### Input
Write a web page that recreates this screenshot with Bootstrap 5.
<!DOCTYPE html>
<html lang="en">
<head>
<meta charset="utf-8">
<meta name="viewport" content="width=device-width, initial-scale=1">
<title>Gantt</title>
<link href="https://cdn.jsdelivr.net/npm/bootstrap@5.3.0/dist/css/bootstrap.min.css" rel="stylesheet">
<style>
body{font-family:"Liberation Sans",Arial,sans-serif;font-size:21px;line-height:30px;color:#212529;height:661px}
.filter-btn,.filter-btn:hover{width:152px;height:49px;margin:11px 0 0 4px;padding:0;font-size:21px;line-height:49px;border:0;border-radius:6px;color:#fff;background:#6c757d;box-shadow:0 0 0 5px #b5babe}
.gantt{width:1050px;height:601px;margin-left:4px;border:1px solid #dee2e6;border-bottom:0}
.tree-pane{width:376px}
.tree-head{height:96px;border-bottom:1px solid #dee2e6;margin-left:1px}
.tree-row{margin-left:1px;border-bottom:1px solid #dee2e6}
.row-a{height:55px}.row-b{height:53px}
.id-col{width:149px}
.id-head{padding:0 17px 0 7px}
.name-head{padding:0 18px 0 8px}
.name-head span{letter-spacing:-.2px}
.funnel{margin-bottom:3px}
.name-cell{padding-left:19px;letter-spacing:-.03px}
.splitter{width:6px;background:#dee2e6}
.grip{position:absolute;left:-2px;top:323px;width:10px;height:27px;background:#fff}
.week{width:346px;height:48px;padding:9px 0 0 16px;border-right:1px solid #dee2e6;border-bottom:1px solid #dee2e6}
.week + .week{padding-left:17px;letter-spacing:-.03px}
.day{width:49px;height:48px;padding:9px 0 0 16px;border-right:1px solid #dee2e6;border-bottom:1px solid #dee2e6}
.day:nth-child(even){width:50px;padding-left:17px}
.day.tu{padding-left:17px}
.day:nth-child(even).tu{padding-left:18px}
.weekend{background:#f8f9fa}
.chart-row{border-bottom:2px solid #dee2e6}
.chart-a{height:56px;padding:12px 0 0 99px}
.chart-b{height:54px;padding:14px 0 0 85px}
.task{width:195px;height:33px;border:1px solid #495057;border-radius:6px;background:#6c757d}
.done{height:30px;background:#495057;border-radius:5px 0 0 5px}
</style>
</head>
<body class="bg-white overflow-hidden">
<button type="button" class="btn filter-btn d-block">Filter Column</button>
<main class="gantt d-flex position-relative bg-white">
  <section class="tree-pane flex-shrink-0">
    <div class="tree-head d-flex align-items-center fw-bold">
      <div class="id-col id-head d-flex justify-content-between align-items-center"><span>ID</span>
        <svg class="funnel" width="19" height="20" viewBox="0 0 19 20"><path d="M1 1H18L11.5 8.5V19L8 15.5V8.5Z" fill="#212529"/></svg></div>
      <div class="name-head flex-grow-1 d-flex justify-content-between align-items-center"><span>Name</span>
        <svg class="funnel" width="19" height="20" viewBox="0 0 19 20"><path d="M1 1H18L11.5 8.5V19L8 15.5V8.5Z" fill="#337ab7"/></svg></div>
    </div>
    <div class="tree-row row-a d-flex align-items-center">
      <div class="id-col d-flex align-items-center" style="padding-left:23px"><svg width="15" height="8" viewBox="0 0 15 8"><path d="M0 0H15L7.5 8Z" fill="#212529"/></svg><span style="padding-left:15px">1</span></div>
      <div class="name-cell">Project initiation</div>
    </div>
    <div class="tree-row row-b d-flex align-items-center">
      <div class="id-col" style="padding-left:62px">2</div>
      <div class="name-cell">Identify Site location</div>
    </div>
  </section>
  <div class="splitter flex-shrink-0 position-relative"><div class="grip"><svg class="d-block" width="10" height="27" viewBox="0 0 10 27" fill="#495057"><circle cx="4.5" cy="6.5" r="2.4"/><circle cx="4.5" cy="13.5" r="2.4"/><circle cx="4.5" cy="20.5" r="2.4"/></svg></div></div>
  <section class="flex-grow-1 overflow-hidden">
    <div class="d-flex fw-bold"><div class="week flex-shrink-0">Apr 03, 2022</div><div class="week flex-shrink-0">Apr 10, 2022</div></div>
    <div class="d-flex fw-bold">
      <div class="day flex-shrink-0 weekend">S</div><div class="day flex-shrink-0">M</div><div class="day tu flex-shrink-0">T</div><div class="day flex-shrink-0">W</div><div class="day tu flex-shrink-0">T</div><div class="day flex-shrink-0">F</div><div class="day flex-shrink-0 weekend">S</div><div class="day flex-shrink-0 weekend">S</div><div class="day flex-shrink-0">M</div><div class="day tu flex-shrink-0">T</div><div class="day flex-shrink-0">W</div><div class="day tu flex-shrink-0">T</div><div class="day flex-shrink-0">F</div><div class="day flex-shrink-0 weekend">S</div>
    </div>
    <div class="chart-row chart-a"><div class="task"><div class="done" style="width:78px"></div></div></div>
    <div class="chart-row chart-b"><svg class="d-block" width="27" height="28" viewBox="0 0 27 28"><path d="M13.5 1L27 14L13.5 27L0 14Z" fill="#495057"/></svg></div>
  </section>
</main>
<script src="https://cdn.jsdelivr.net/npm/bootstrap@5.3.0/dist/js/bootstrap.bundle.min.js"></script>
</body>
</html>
==
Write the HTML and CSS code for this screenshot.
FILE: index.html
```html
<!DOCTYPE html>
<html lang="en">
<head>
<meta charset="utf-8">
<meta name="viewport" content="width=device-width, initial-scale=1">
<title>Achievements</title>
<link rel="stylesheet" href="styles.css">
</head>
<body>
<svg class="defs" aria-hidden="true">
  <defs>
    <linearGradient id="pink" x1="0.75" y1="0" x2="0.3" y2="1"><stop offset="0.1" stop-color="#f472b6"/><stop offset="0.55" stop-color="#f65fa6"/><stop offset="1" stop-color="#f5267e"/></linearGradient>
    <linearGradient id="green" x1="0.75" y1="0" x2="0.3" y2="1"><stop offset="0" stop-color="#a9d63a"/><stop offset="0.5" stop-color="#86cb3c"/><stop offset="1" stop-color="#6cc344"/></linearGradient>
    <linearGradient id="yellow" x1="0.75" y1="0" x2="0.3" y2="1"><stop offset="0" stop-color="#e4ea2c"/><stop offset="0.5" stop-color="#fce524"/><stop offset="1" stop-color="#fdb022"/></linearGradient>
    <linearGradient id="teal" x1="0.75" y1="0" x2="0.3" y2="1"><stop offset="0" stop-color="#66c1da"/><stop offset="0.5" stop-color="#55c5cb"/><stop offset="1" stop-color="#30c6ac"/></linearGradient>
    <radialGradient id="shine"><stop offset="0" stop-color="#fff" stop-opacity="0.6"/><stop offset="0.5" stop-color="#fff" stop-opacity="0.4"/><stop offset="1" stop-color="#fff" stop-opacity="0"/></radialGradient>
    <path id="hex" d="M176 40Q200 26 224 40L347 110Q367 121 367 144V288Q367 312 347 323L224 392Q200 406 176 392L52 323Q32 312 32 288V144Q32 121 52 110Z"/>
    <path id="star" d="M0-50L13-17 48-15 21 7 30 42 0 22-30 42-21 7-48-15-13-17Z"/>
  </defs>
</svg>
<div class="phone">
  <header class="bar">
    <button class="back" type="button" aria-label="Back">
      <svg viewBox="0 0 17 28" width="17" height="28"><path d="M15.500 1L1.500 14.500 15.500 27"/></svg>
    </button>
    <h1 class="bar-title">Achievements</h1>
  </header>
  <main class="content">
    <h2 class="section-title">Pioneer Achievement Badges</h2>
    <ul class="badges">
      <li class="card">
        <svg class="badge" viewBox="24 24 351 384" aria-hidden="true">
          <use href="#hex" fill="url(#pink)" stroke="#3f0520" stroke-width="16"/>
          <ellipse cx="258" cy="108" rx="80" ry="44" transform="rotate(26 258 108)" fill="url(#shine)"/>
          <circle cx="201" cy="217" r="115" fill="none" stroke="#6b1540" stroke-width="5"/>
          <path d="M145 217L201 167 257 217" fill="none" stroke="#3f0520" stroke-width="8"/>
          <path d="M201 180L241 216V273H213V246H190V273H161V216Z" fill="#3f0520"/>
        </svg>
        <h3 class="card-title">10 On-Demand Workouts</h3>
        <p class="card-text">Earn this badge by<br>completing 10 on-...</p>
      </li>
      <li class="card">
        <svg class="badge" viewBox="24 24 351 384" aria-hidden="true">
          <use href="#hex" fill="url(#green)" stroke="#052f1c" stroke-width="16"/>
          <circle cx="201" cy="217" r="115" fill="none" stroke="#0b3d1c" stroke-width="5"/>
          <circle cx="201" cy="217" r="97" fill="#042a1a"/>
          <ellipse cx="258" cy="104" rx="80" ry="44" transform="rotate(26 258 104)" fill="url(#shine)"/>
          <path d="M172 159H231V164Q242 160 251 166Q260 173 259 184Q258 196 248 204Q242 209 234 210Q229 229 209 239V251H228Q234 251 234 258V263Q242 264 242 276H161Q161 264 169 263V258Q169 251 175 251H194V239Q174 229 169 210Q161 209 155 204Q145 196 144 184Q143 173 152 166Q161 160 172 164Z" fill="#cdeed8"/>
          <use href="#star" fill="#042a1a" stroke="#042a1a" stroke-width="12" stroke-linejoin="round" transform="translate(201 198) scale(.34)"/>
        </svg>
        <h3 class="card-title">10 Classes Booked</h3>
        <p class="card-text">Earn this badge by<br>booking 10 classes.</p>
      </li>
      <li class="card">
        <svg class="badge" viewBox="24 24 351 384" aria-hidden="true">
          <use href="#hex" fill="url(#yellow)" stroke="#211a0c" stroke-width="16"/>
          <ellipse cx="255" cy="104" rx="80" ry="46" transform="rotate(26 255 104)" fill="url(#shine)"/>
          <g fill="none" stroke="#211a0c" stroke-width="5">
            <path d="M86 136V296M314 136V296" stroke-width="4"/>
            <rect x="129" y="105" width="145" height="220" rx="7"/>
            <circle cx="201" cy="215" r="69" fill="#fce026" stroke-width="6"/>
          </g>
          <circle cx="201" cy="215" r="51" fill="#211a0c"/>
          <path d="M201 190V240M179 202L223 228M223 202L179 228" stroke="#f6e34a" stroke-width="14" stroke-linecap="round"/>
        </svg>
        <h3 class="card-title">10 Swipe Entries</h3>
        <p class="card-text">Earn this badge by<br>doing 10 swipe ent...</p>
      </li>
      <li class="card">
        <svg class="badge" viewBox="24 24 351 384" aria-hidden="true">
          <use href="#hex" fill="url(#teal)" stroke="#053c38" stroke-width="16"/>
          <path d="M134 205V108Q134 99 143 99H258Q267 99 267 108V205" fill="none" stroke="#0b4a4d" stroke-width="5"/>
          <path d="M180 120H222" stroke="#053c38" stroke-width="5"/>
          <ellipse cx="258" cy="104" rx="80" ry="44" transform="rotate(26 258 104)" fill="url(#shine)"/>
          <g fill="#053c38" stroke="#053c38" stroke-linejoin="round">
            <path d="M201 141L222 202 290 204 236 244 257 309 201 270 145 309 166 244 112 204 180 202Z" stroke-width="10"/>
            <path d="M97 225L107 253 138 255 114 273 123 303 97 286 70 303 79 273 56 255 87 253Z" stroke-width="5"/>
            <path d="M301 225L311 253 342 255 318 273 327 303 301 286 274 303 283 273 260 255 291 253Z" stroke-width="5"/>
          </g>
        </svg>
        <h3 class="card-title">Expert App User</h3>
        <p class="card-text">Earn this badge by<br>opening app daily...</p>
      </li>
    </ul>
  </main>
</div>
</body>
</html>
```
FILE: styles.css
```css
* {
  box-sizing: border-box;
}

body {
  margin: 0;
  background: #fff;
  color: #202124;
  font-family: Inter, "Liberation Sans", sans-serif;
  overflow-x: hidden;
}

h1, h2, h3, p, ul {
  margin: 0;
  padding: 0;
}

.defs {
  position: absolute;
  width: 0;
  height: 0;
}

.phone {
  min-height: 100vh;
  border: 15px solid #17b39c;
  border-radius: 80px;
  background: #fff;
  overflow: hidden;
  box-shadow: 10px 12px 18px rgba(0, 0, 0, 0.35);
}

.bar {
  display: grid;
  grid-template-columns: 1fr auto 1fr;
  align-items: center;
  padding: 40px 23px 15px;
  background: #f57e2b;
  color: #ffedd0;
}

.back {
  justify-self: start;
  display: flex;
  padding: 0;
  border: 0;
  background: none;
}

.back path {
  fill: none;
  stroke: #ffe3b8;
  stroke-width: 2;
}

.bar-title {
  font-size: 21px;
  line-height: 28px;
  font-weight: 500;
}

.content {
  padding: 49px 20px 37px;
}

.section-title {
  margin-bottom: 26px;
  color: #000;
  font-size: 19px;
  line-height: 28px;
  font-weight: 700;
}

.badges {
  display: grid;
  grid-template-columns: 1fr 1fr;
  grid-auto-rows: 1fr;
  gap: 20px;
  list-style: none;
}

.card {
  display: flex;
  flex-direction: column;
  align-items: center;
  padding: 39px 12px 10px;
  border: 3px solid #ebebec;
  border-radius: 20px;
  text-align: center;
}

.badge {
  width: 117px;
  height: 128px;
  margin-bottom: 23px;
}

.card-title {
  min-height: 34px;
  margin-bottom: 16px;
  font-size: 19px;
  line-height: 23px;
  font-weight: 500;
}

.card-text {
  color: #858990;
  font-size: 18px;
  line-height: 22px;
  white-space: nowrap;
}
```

### Problem to solve
Copy every line of the listing containing the string "screenshot".

### Full output
Write a web page that recreates this screenshot with Bootstrap 5.
Write the HTML and CSS code for this screenshot.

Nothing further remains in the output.